INSTRUCTIONS FOR THE TASK> Extract every record, keeping each one exactly as it is.
++++ STORED DATA
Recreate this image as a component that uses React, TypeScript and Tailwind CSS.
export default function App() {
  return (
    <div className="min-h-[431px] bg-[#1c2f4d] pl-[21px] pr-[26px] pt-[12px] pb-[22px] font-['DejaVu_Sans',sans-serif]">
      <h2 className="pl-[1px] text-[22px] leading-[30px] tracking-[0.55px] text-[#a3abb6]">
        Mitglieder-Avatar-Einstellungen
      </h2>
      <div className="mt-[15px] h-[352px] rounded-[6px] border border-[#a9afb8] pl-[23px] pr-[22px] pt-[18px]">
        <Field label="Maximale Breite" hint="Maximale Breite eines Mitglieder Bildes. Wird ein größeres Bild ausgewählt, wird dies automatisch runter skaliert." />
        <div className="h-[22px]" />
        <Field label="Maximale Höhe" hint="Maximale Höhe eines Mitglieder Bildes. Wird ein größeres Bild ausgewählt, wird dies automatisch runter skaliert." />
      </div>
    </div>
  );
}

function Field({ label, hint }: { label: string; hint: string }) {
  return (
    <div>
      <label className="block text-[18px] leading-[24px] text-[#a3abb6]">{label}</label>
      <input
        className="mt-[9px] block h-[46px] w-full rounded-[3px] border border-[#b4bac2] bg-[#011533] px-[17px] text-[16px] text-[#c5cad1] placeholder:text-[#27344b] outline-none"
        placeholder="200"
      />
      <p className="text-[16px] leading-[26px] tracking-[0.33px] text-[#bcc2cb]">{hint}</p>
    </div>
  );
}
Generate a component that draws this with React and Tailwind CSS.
++++++++
EXERCISE OUTPUT>
Recreate this image as a component that uses React, TypeScript and Tailwind CSS.
export default function App() {
  return (
    <div className="min-h-[431px] bg-[#1c2f4d] pl-[21px] pr-[26px] pt-[12px] pb-[22px] font-['DejaVu_Sans',sans-serif]">
      <h2 className="pl-[1px] text-[22px] leading-[30px] tracking-[0.55px] text-[#a3abb6]">
        Mitglieder-Avatar-Einstellungen
      </h2>
      <div className="mt-[15px] h-[352px] rounded-[6px] border border-[#a9afb8] pl-[23px] pr-[22px] pt-[18px]">
        <Field label="Maximale Breite" hint="Maximale Breite eines Mitglieder Bildes. Wird ein größeres Bild ausgewählt, wird dies automatisch runter skaliert." />
        <div className="h-[22px]" />
        <Field label="Maximale Höhe" hint="Maximale Höhe eines Mitglieder Bildes. Wird ein größeres Bild ausgewählt, wird dies automatisch runter skaliert." />
      </div>
    </div>
  );
}

function Field({ label, hint }: { label: string; hint: string }) {
  return (
    <div>
      <label className="block text-[18px] leading-[24px] text-[#a3abb6]">{label}</label>
      <input
        className="mt-[9px] block h-[46px] w-full rounded-[3px] border border-[#b4bac2] bg-[#011533] px-[17px] text-[16px] text-[#c5cad1] placeholder:text-[#27344b] outline-none"
        placeholder="200"
      />
      <p className="text-[16px] leading-[26px] tracking-[0.33px] text-[#bcc2cb]">{hint}</p>
    </div>
  );
}
Generate a component that draws this with React and Tailwind CSS.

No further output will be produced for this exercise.